++++ PROVIDED DATA ++++

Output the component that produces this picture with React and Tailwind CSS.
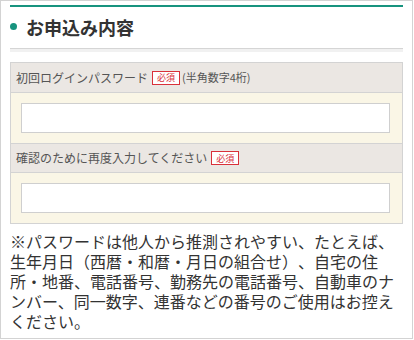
import React from 'react';

const Badge = () => (
  <span className="inline-flex h-[14px] items-center border border-[#d9313a] bg-white px-[4px] text-[9px] leading-none text-[#d9313a]">
    必須
  </span>
);

const FieldRow = ({ label, note, top }) => (
  <>
    <div className={`flex h-[30px] items-center border-b border-[#d3d3d3] bg-[#ebe7e3] pl-[5px] ${top ? '' : 'border-t'}`}>
      <span className="mr-[4px] text-[12px] text-[#555]">{label}</span>
      <Badge />
      {note && <span className="ml-[2px] text-[11px] text-[#555]">{note}</span>}
    </div>
    <div className="bg-[#faf6e6] pb-[10px] pl-[10px] pt-[10px]">
      <input
        type="password"
        className="block h-[30px] w-[369px] border border-[#cfcfcf] bg-white outline-none"
      />
    </div>
  </>
);

export default function App() {
  return (
    <div
      className="h-[339px] w-[413px] border border-[#d3d3d3] bg-white px-[9px] pt-[4px] text-[#333] [text-spacing-trim:space-all]"
      style={{ fontFamily: '"Noto Sans CJK JP", "Liberation Sans", sans-serif' }}
    >
      <div className="h-[2px] bg-[#17937e]" />

      {/* 見出し */}
      <div className="flex h-[41px] items-center pb-[2px]">
        <span className="h-[7px] w-[7px] rounded-full bg-[#17937e]" />
        <h2 className="ml-[9px] text-[18px] font-bold leading-none text-[#333]">お申込み内容</h2>
      </div>
      <div className="h-[4px] border-t border-[#d5d5d5] bg-[#f1f1f1]" />

      {/* 入力欄 */}
      <div className="mt-[10px] border border-[#d3d3d3]">
        <FieldRow label="初回ログインパスワード" note="(半角数字4桁)" top />
        <FieldRow label="確認のために再度入力してください" />
      </div>

      <p className="mt-[7px] text-[16px] leading-[20px] text-[#333]">
        ※パスワードは他人から推測されやすい、たとえば、生年月日（西暦・和暦・月日の組合せ）、自宅の住所・地番、電話番号、勤務先の電話番号、自動車のナンバー、同一数字、連番などの番号のご使用はお控えください。
      </p>
    </div>
  );
}
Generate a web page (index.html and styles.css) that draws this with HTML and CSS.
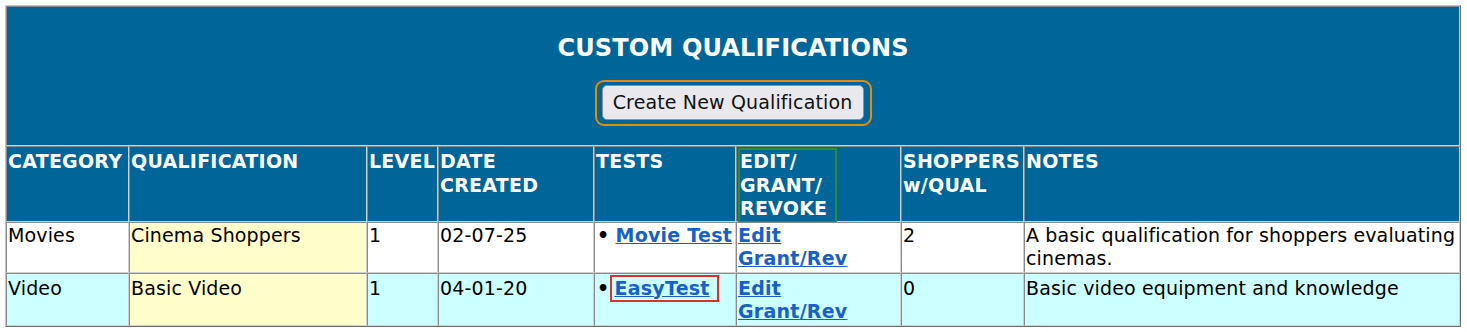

++++

__PROBLEM__: With the pictures left out, transcribe the material exactly.

__TASK SOLUTION__:
Output the component that produces this picture with React and Tailwind CSS.
import React from 'react';

const Badge = () => (
  <span className="inline-flex h-[14px] items-center border border-[#d9313a] bg-white px-[4px] text-[9px] leading-none text-[#d9313a]">
    必須
  </span>
);

const FieldRow = ({ label, note, top }) => (
  <>
    <div className={`flex h-[30px] items-center border-b border-[#d3d3d3] bg-[#ebe7e3] pl-[5px] ${top ? '' : 'border-t'}`}>
      <span className="mr-[4px] text-[12px] text-[#555]">{label}</span>
      <Badge />
      {note && <span className="ml-[2px] text-[11px] text-[#555]">{note}</span>}
    </div>
    <div className="bg-[#faf6e6] pb-[10px] pl-[10px] pt-[10px]">
      <input
        type="password"
        className="block h-[30px] w-[369px] border border-[#cfcfcf] bg-white outline-none"
      />
    </div>
  </>
);

export default function App() {
  return (
    <div
      className="h-[339px] w-[413px] border border-[#d3d3d3] bg-white px-[9px] pt-[4px] text-[#333] [text-spacing-trim:space-all]"
      style={{ fontFamily: '"Noto Sans CJK JP", "Liberation Sans", sans-serif' }}
    >
      <div className="h-[2px] bg-[#17937e]" />

      {/* 見出し */}
      <div className="flex h-[41px] items-center pb-[2px]">
        <span className="h-[7px] w-[7px] rounded-full bg-[#17937e]" />
        <h2 className="ml-[9px] text-[18px] font-bold leading-none text-[#333]">お申込み内容</h2>
      </div>
      <div className="h-[4px] border-t border-[#d5d5d5] bg-[#f1f1f1]" />

      {/* 入力欄 */}
      <div className="mt-[10px] border border-[#d3d3d3]">
        <FieldRow label="初回ログインパスワード" note="(半角数字4桁)" top />
        <FieldRow label="確認のために再度入力してください" />
      </div>

      <p className="mt-[7px] text-[16px] leading-[20px] text-[#333]">
        ※パスワードは他人から推測されやすい、たとえば、生年月日（西暦・和暦・月日の組合せ）、自宅の住所・地番、電話番号、勤務先の電話番号、自動車のナンバー、同一数字、連番などの番号のご使用はお控えください。
      </p>
    </div>
  );
}
Generate a web page (index.html and styles.css) that draws this with HTML and CSS.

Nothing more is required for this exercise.